Roasting the pumpkin seeds enhances the flavor and adds a nice crunch to the salad. I don't recommend skipping this, but you can use raw pumpkin seeds if desired.
- Place all dressing ingredients in a mason jar and shake until combined. You can also whisk dressing ingredients together in a bowl.
- Remove kale leaves from thick inner stem and tear into bit size pieces. Place kale in mixing bowl and drizzle with 2 tbsp. of extra-virgin olive oil. Gently "massage kale" with your hands until all kale leaves have been coated with oil.
Why massage the kale? Yes, it sounds silly, but massaging the kale helps to soften the leaves, makes it easier to chew and digest, and cuts down on the bitterness of the kale. You don't want to skip this step.
STEP 4: Assemble the kale and roasted butternut squash salad.
Place massaged kale into a large shallow salad bowl or on large serving tray. Add roasted butternut squash, chopped apples, diced red onion, roasted pumpkin seeds, and goat cheese crumbles. Lightly toss all salad ingredients together. Drizzle maple vinaigrette dressing over salad.
Serve right away and enjoy this roasted butternut squash kale salad with goat cheese!
FAQs
While this butternut squash kale salad is best served fresh, you can prepare in advance and put together before eating.
Roast squash in advance and you can store the squash, chopped apple, diced onion, and pumpkin seeds in an airtight container. Massage kale in advance and store in a separate container. Combine dressing ingredients in a mason jar and keep in fridge. Assemble all salad ingredients and drizzle with dressing right before serving.
You can also prepare the salad fully and cover and refrigerate for a couple of hours.
Notes & Tips
TEAR THE KALE INTO BITE-SIZED PIECES: When removing the kale leaves from the thick inner stems, tear the kale into bit sized pieces. This just makes it easier to dive right into this salad!
STORING: Any leftovers can be stored in an airtight container in the fridge for 2-3 days. The salad will be a little bit more "soggy", but will still be good! I have eaten it 2 days later and it was still delish!
More Fall Recipes For You To Try!
I Love Hearing From You!
If you make this recipe, please let me know what you think! I would so appreciate you leaving a star rating and/or comment below. And don't forget to share a photo on Instagram or Facebook and mention @CleanPlateMama!
Kale & Roasted Butternut Squash Salad With Goat Cheese (and maple vinaigrette)
Ingredients
For the Salad
- 4 cups cubed butternut squash (about 2-2.5lbs butternut squash)
- 2 ½ tbsp. extra virgin olive oil, divided
- ¼ tsp. fine sea salt
- ¼ tsp. garlic powder
- ⅛ tsp. pepper
- ½ cup pumpkin seeds (also known as pepitas)

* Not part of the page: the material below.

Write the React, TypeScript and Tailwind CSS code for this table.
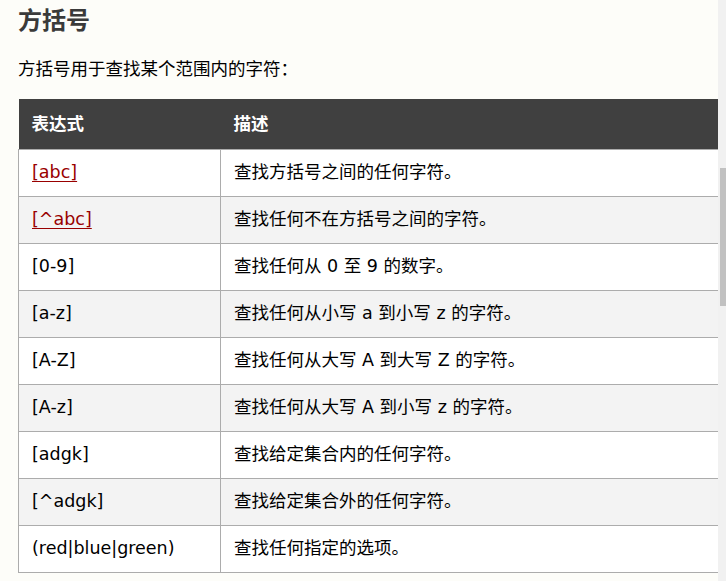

- 8 cups lightly packed torn kale leaves (from curly kale)
- 1 large sweet apple, chopped (or 2 small apples)
- ⅓ cup diced red onion
- 4 oz goat cheese crumbles
For the Dressing
- ¼ cup extra virgin olive oil
- 2 tbsp. apple cider vinegar
- 2 tbsp. pure maplel syrup
- ½ tsp. fine sea salt (+ more to taste)
- ¾ tsp. ground mustard (optional)
Instructions
- Preheat oven to 425 and line a baking sheet with parchment paper.
- Toss cubed butternut squash with ½ tbsp. extra-virgin olive oil, salt, and pepper. Evenly spread out squash on your prepared baking sheet.
- Bake squash for 25-30 minutes, stirring half way through, or until squash can easily be pierced with a fork and is golden brown.
- While the squash is cooking, roast the pumpkin seeds, make the dressing, and prepare the kale. - Heat a cast iron skillet, or frying pan, over medium heat. Add the pumpkin seeds and drizzle lightly with extra-virgin olive oil. Stir frequently for 3-4 minutes, or until about half of the pumpkin seeds are lightly browned and toasted. Sprinkle with fine sea salt and set aside. - Place the torn kale leaves in a large bowl and drizzle with 2 tbsp. of extra-virgin olive oil. Using both your hands to massage the oil into the kale until all kale leaves are coated. Set aside. - Prepare the dressing by adding all dressing ingredients to a small mason jar, cover, and shake until mixed. You can also whisk all ingredients together in a small bowl.
- Once the squash is cooked let it cool slightly and then assemble the salad. Add kale to a large shallow salad bowl or serving tray. Add butternut squash, apples, onions, and pumpkin seeds. Toss lightly and then sprinkle with goat cheese crumbles and drizzle dressing over salad.
- Serve and enjoy!
Notes
- It's best if your butternut squash is cut into ½"-¾" cubes.
- When removing the kale leaves from the thick inner stems, tear the kale into bit sized pieces. I also recommend chopping the apple and onions on the smaller side.
- If using baby kale, you do NOT need to massage the kale first.
- The ground mustard is optional for the dressing. It tastes great without, but does add a little something to the end product if you have some around.
- When preparing this salad, a large shallow bowl or large plate works best. It keeps the toppings evenly distributed and keeps them from weighing down the kale.